[WHAT TO DO] Across the entries below, count the lines in which the word "screenshot" occurs. Reply with the count alone.

╭─ TASK MATERIAL

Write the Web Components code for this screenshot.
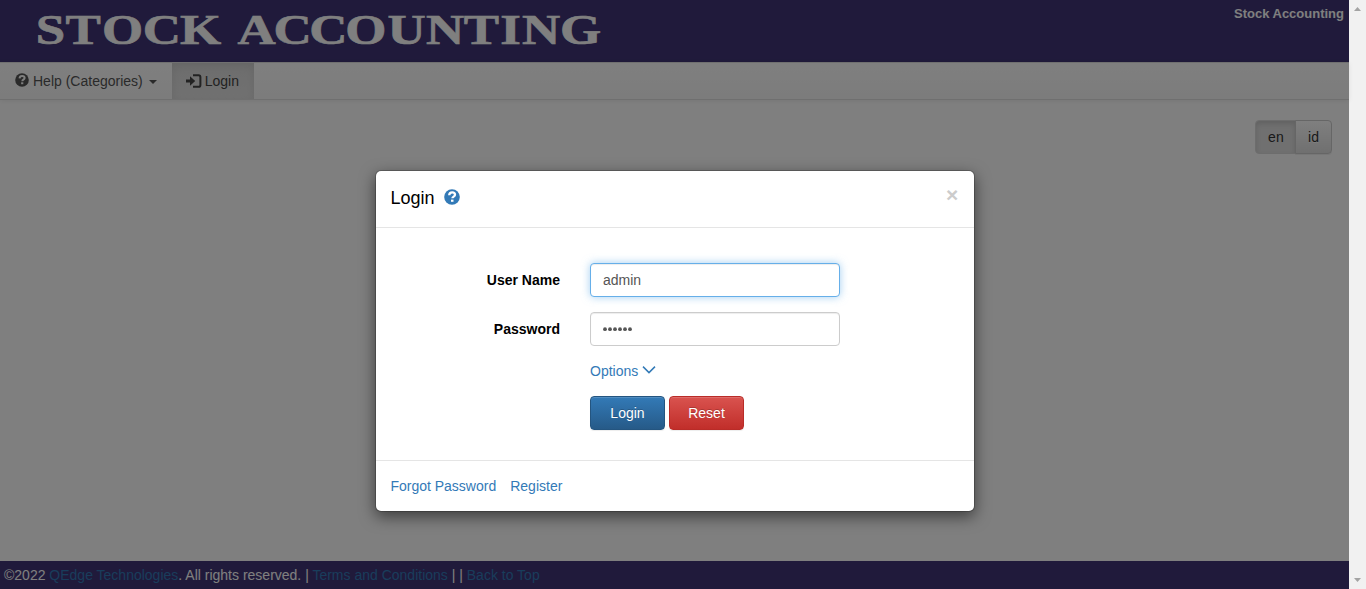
<!DOCTYPE html>
<html lang="en"><head><meta charset="utf-8"><title>Stock Accounting</title>
<style>
html,body{margin:0;height:100%;overflow:hidden}
body{font:14px/20px "Liberation Sans",Arial,sans-serif;color:#000;background:#fff}
</style></head><body>
<stock-app></stock-app>
<script>
const define=(name,html)=>customElements.define(name,class extends HTMLElement{
  constructor(){super();this.attachShadow({mode:'open'}).innerHTML=html;}
});
define('icon-help',`<style>:host{display:inline-block;width:1em;height:1em}svg{display:block;width:100%;height:100%}</style>
<svg viewBox="0 0 16 16"><circle cx="8" cy="8" r="7.8" fill="currentColor"/><path d="M5.2 6.2C5.3 4.3 6.4 3.4 8.2 3.4C9.9 3.4 11 4.4 11 5.8C11 7.7 8.4 7.6 8.4 9.3" fill="none" stroke="var(--mark,#fff)" stroke-width="2.3"/><path d="M7 10.6h2.5v2.2H7z" fill="var(--mark,#fff)"/></svg>`);
define('icon-login',`<style>:host{display:inline-block;width:16px;height:14px}svg{display:block}</style>
<svg width="16" height="14" viewBox="0 0 16 14"><path d="M0 5.4h4V2.3L9.2 7 4 11.7V8.6H0z" fill="currentColor"/><path d="M7 1.2h5.5q1.9 0 1.9 1.9v7.8q0 1.9-1.9 1.9H7" fill="none" stroke="currentColor" stroke-width="2"/></svg>`);
define('app-logo',`<style>:host{display:block}svg{display:block}text{font:bold 42px "Liberation Serif",serif;fill:#fff;stroke:#fff;stroke-width:.6px}</style>
<svg width="620" height="62"><g transform="scale(1.26 1)"><text y="44" x="28.3 52 81 113.3 142.8 170 188.5 217 245.5 274 307.5 338.2 368 397 414.3 444.5">STOCK ACCOUNTING</text></g></svg>`);
define('app-header',`<style>:host{display:flex;justify-content:space-between;height:62px;background:#403576;color:#fff;font-weight:bold;font-size:13px}span{padding:4px 5px 0 0}</style><app-logo></app-logo><span><slot></slot></span>`);
define('nav-item',`<style>:host{display:flex;align-items:center;box-sizing:border-box;height:36px;padding:0 15px;color:#555;white-space:nowrap}
:host([active]){padding:0 15px 0 14px;background:linear-gradient(#dbdbdb,#e2e2e2);box-shadow:inset 0 3px 9px rgba(0,0,0,.075);color:#444}</style><slot></slot>`);
define('nav-bar',`<style>:host{display:flex;height:36px;border-top:1px solid #e0e0e0;border-bottom:1px solid #dedede;background:linear-gradient(#fff,#f8f8f8);box-shadow:0 1px 5px rgba(0,0,0,.075)}</style><slot></slot>`);
define('language-switch',`<style>:host{display:flex;justify-content:flex-end;padding:20px 17px 0 0}
span{box-sizing:border-box;height:34px;border:1px solid #ccc;padding:6px 12px;color:#333;background:linear-gradient(#fff,#e0e0e0);border-radius:0 4px 4px 0;text-shadow:0 1px 0 #fff;box-shadow:inset 0 1px 0 rgba(255,255,255,.15),0 1px 1px rgba(0,0,0,.075);margin-left:-1px}
.on{background:#e0e0e0;border-color:#dbdbdb;border-radius:4px 0 0 4px;box-shadow:inset 0 3px 5px rgba(0,0,0,.125);width:41px;text-shadow:none}</style><span class="on">en</span><span>id</span>`);
define('app-footer',`<style>:host{display:block;box-sizing:border-box;height:28px;padding:4px;background:#403576;color:#fff}a{color:#337ab7}</style>©2022 <a>QEdge Technologies</a>. All rights reserved. | <a>Terms and Conditions</a> | | <a>Back to Top</a>`);
define('scroll-bar',`<style>:host{display:flex;flex-direction:column;justify-content:space-between;align-items:center;background:#f1f1f1;width:17px;height:100%;box-sizing:border-box;padding:7px 0}svg{display:block}</style>
<svg width="7" height="4"><path d="M0 4L3.5 0L7 4z" fill="#a3a3a3"/></svg><svg width="7" height="4"><path d="M0 0L3.5 4L7 0z" fill="#a3a3a3"/></svg>`);
define('form-row',`<style>:host{display:grid;grid-template-columns:184px 250px;column-gap:30px;margin-bottom:15px;align-items:center}label{font-weight:bold;text-align:right}
.c{box-sizing:border-box;height:34px;padding:6px 12px;border:1px solid #ccc;border-radius:4px;color:#555;background:#fff;box-shadow:inset 0 1px 1px rgba(0,0,0,.075)}
:host([focused]) .c{border-color:#66afe9;box-shadow:inset 0 1px 1px rgba(0,0,0,.075),0 0 8px rgba(102,175,233,.6)}</style><label><slot name="label"></slot></label><div class="c"><slot></slot></div>`);
define('action-button',`<style>:host{display:block;box-sizing:border-box;width:75px;height:34px;padding:6px 0;text-align:center;border:1px solid #245580;border-radius:4px;color:#fff;background:linear-gradient(#337ab7,#265a88);text-shadow:0 -1px 0 rgba(0,0,0,.2);box-shadow:inset 0 1px 0 rgba(255,255,255,.15),0 1px 1px rgba(0,0,0,.075)}
:host([danger]){border-color:#b92c28;background:linear-gradient(#d9534f,#c12e2a)}</style><slot></slot>`);
define('login-dialog',`<style>:host{display:block;box-sizing:border-box;width:600px;height:342px;background:#fff;background-clip:padding-box;border:1px solid rgba(0,0,0,.2);border-radius:6px;box-shadow:0 5px 15px rgba(0,0,0,.5)}
header{display:flex;box-sizing:border-box;height:57px;padding:14px 15px 14px 14.4px;border-bottom:1px solid #e5e5e5;font-size:18px;line-height:26px}
header icon-help{width:16px;height:16px;color:#337ab7;margin:4px 0 0 10px}
.x{margin:-1px 0 0 auto;font-weight:bold;font-size:21px;line-height:21px;color:#ccc;width:13px}
main{box-sizing:border-box;height:232px;padding-top:35px}
.in{margin-left:214px}.o{display:flex;height:20px;color:#337ab7}.o svg{margin:4px 0 0 4px}
.b{display:flex;gap:4px;margin-top:15px}
footer{display:flex;gap:14px;border-top:1px solid #e5e5e5;padding:15px 14.4px;color:#337ab7}
.d{display:flex;padding:8px 0}.d svg{display:block}</style>
<header><span>Login</span><icon-help></icon-help><span class="x">×</span></header>
<main><form-row focused><span slot="label">User Name</span>admin</form-row>
<form-row><span slot="label">Password</span><span class="d"><svg width="30" height="5" fill="#555"><circle cx="2" cy="2.2" r="1.9"/><circle cx="7" cy="2.2" r="1.9"/><circle cx="12" cy="2.2" r="1.9"/><circle cx="17" cy="2.2" r="1.9"/><circle cx="22" cy="2.2" r="1.9"/><circle cx="27" cy="2.2" r="1.9"/></svg></span></form-row>
<div class="in"><div class="o">Options<svg width="14" height="10"><path d="M1 1.6L7 7.6L13 1.6" fill="none" stroke="currentColor" stroke-width="1.5"/></svg></div>
<div class="b"><action-button>Login</action-button><action-button danger>Reset</action-button></div></div></main>
<footer><a>Forgot Password</a><a>Register</a></footer>`);
define('stock-app',`<style>:host{display:grid;grid-template-columns:1fr 17px;height:100vh}
.page{position:relative;display:flex;flex-direction:column;min-width:0}app-footer{margin-top:auto}
.backdrop{position:absolute;inset:0;background:rgba(0,0,0,.5);display:flex;justify-content:center;align-items:flex-start;padding:170px 0 0 1px}
nav-item icon-help{width:14px;height:14px;margin-right:4px;margin-top:-2px}nav-item icon-login{margin-right:3px;margin-top:-1px}
.caret{border:4px solid transparent;border-top-color:currentColor;border-bottom:0;margin:2px 0 0 6px}</style>
<div class="page"><app-header>Stock Accounting</app-header>
<nav-bar><nav-item><icon-help></icon-help>Help (Categories)<i class="caret"></i></nav-item><nav-item active><icon-login></icon-login>Login</nav-item></nav-bar>
<language-switch></language-switch><app-footer></app-footer><div class="backdrop"><login-dialog></login-dialog></div></div><scroll-bar></scroll-bar>`);
</script></body></html>
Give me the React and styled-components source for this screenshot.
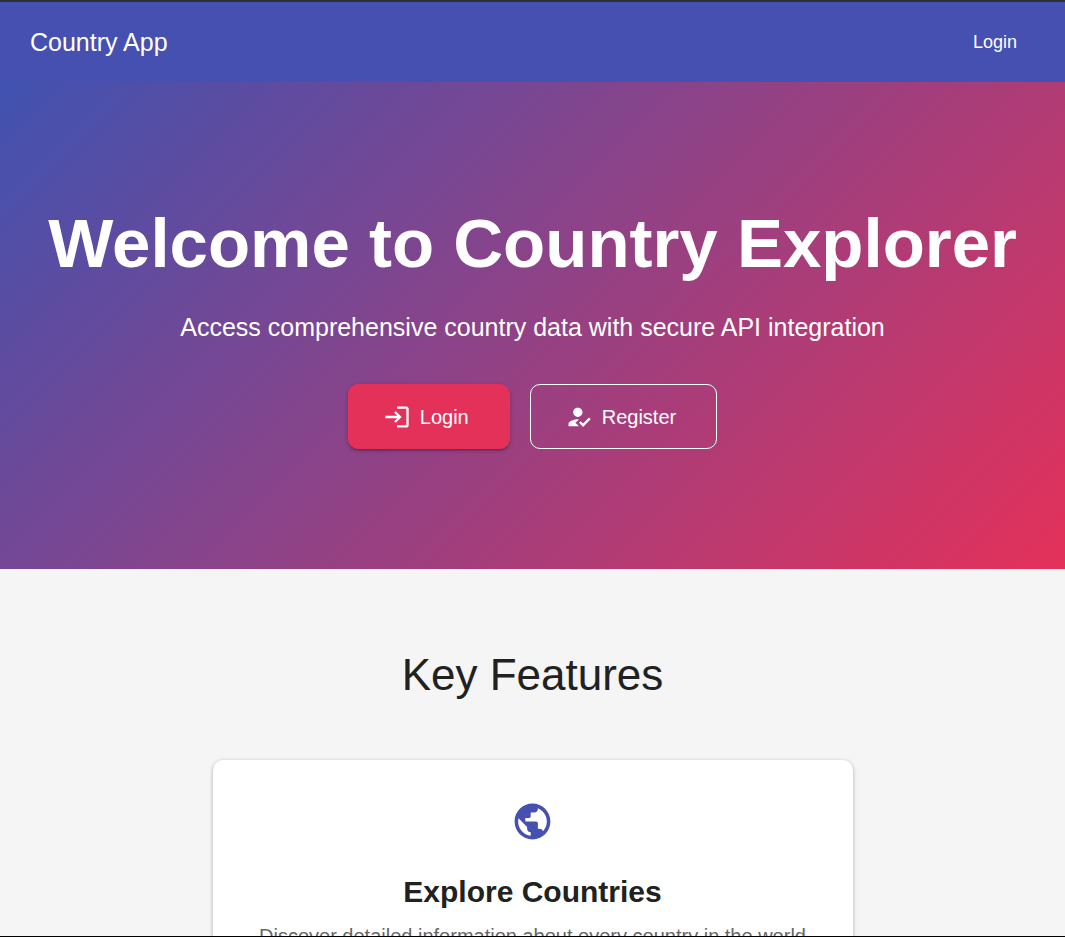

╰─

[TASK OUTPUT] 2